**What you will do:** Repeat the data below exactly, dropping any pictures it holds.

* Start Data shown *

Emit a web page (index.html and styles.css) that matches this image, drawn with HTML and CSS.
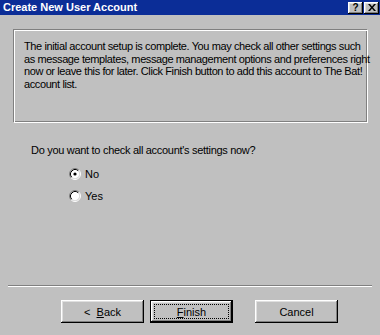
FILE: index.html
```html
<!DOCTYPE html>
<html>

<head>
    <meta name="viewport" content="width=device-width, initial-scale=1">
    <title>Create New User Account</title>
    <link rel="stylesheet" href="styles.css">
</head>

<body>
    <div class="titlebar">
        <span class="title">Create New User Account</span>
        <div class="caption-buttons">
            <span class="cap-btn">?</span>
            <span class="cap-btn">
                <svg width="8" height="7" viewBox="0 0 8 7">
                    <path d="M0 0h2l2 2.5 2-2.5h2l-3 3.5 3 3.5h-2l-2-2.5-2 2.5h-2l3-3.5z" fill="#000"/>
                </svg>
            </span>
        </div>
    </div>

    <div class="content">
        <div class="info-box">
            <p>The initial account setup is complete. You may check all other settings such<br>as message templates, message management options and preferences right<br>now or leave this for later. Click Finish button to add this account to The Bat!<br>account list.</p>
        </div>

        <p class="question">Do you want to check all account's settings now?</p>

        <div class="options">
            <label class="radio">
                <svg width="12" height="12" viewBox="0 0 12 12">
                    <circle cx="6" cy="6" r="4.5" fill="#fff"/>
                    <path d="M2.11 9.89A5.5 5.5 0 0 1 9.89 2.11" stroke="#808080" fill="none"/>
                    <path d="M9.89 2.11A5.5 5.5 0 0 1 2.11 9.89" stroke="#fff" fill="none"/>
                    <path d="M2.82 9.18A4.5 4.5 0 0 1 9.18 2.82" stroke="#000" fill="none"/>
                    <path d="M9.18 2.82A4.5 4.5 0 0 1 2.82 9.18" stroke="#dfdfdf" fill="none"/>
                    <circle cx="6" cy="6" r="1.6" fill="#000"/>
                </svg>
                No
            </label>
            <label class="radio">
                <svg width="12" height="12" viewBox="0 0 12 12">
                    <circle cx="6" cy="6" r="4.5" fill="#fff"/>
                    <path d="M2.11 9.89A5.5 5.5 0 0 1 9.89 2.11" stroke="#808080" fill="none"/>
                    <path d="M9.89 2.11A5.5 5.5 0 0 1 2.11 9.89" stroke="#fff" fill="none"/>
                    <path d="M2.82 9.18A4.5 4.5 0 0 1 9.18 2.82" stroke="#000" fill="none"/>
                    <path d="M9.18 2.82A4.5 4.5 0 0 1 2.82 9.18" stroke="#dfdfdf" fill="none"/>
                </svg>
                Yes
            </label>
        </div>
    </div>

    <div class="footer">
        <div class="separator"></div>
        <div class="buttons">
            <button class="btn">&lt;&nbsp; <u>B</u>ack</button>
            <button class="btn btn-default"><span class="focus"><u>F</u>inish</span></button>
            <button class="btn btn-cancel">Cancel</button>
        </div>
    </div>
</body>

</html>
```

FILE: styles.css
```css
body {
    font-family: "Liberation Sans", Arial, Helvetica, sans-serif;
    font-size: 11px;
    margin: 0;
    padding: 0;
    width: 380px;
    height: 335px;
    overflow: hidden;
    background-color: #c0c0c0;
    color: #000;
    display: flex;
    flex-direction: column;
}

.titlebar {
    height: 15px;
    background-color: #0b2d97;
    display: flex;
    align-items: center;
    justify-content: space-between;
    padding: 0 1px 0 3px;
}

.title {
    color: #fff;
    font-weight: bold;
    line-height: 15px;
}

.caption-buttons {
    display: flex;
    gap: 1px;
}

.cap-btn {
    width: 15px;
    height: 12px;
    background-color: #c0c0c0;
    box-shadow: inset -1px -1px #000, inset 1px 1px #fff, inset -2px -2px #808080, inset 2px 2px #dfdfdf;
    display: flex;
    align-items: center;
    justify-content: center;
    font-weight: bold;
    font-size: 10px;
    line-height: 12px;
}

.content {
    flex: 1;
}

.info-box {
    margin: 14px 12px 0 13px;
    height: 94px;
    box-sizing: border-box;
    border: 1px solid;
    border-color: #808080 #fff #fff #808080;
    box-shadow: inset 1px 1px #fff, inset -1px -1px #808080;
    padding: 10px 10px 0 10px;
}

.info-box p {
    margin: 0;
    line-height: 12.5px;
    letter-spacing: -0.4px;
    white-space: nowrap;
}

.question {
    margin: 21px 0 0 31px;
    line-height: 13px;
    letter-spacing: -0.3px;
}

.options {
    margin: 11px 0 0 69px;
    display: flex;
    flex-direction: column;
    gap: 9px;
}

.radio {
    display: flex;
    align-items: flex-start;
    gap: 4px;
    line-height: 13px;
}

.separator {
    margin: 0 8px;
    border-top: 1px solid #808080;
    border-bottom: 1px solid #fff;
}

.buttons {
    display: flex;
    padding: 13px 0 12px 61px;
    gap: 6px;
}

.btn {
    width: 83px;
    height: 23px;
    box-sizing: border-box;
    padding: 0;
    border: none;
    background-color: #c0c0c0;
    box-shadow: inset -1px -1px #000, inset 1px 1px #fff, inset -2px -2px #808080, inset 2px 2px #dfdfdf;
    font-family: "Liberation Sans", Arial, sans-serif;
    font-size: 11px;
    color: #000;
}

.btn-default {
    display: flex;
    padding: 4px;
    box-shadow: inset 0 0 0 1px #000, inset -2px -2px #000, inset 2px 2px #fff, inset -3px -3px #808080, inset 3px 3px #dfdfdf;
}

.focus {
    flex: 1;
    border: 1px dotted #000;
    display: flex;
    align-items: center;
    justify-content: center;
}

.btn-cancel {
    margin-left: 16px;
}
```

* End Data shown *

**Final result:**
Emit a web page (index.html and styles.css) that matches this image, drawn with HTML and CSS.
FILE: index.html
```html
<!DOCTYPE html>
<html>

<head>
    <meta name="viewport" content="width=device-width, initial-scale=1">
    <title>Create New User Account</title>
    <link rel="stylesheet" href="styles.css">
</head>

<body>
    <div class="titlebar">
        <span class="title">Create New User Account</span>
        <div class="caption-buttons">
            <span class="cap-btn">?</span>
            <span class="cap-btn">
                <svg width="8" height="7" viewBox="0 0 8 7">
                    <path d="M0 0h2l2 2.5 2-2.5h2l-3 3.5 3 3.5h-2l-2-2.5-2 2.5h-2l3-3.5z" fill="#000"/>
                </svg>
            </span>
        </div>
    </div>

    <div class="content">
        <div class="info-box">
            <p>The initial account setup is complete. You may check all other settings such<br>as message templates, message management options and preferences right<br>now or leave this for later. Click Finish button to add this account to The Bat!<br>account list.</p>
        </div>

        <p class="question">Do you want to check all account's settings now?</p>

        <div class="options">
            <label class="radio">
                <svg width="12" height="12" viewBox="0 0 12 12">
                    <circle cx="6" cy="6" r="4.5" fill="#fff"/>
                    <path d="M2.11 9.89A5.5 5.5 0 0 1 9.89 2.11" stroke="#808080" fill="none"/>
                    <path d="M9.89 2.11A5.5 5.5 0 0 1 2.11 9.89" stroke="#fff" fill="none"/>
                    <path d="M2.82 9.18A4.5 4.5 0 0 1 9.18 2.82" stroke="#000" fill="none"/>
                    <path d="M9.18 2.82A4.5 4.5 0 0 1 2.82 9.18" stroke="#dfdfdf" fill="none"/>
                    <circle cx="6" cy="6" r="1.6" fill="#000"/>
                </svg>
                No
            </label>
            <label class="radio">
                <svg width="12" height="12" viewBox="0 0 12 12">
                    <circle cx="6" cy="6" r="4.5" fill="#fff"/>
                    <path d="M2.11 9.89A5.5 5.5 0 0 1 9.89 2.11" stroke="#808080" fill="none"/>
                    <path d="M9.89 2.11A5.5 5.5 0 0 1 2.11 9.89" stroke="#fff" fill="none"/>
                    <path d="M2.82 9.18A4.5 4.5 0 0 1 9.18 2.82" stroke="#000" fill="none"/>
                    <path d="M9.18 2.82A4.5 4.5 0 0 1 2.82 9.18" stroke="#dfdfdf" fill="none"/>
                </svg>
                Yes
            </label>
        </div>
    </div>

    <div class="footer">
        <div class="separator"></div>
        <div class="buttons">
            <button class="btn">&lt;&nbsp; <u>B</u>ack</button>
            <button class="btn btn-default"><span class="focus"><u>F</u>inish</span></button>
            <button class="btn btn-cancel">Cancel</button>
        </div>
    </div>
</body>

</html>
```

FILE: styles.css
```css
body {
    font-family: "Liberation Sans", Arial, Helvetica, sans-serif;
    font-size: 11px;
    margin: 0;
    padding: 0;
    width: 380px;
    height: 335px;
    overflow: hidden;
    background-color: #c0c0c0;
    color: #000;
    display: flex;
    flex-direction: column;
}

.titlebar {
    height: 15px;
    background-color: #0b2d97;
    display: flex;
    align-items: center;
    justify-content: space-between;
    padding: 0 1px 0 3px;
}

.title {
    color: #fff;
    font-weight: bold;
    line-height: 15px;
}

.caption-buttons {
    display: flex;
    gap: 1px;
}

.cap-btn {
    width: 15px;
    height: 12px;
    background-color: #c0c0c0;
    box-shadow: inset -1px -1px #000, inset 1px 1px #fff, inset -2px -2px #808080, inset 2px 2px #dfdfdf;
    display: flex;
    align-items: center;
    justify-content: center;
    font-weight: bold;
    font-size: 10px;
    line-height: 12px;
}

.content {
    flex: 1;
}

.info-box {
    margin: 14px 12px 0 13px;
    height: 94px;
    box-sizing: border-box;
    border: 1px solid;
    border-color: #808080 #fff #fff #808080;
    box-shadow: inset 1px 1px #fff, inset -1px -1px #808080;
    padding: 10px 10px 0 10px;
}

.info-box p {
    margin: 0;
    line-height: 12.5px;
    letter-spacing: -0.4px;
    white-space: nowrap;
}

.question {
    margin: 21px 0 0 31px;
    line-height: 13px;
    letter-spacing: -0.3px;
}

.options {
    margin: 11px 0 0 69px;
    display: flex;
    flex-direction: column;
    gap: 9px;
}

.radio {
    display: flex;
    align-items: flex-start;
    gap: 4px;
    line-height: 13px;
}

.separator {
    margin: 0 8px;
    border-top: 1px solid #808080;
    border-bottom: 1px solid #fff;
}

.buttons {
    display: flex;
    padding: 13px 0 12px 61px;
    gap: 6px;
}

.btn {
    width: 83px;
    height: 23px;
    box-sizing: border-box;
    padding: 0;
    border: none;
    background-color: #c0c0c0;
    box-shadow: inset -1px -1px #000, inset 1px 1px #fff, inset -2px -2px #808080, inset 2px 2px #dfdfdf;
    font-family: "Liberation Sans", Arial, sans-serif;
    font-size: 11px;
    color: #000;
}

.btn-default {
    display: flex;
    padding: 4px;
    box-shadow: inset 0 0 0 1px #000, inset -2px -2px #000, inset 2px 2px #fff, inset -3px -3px #808080, inset 3px 3px #dfdfdf;
}

.focus {
    flex: 1;
    border: 1px dotted #000;
    display: flex;
    align-items: center;
    justify-content: center;
}

.btn-cancel {
    margin-left: 16px;
}
```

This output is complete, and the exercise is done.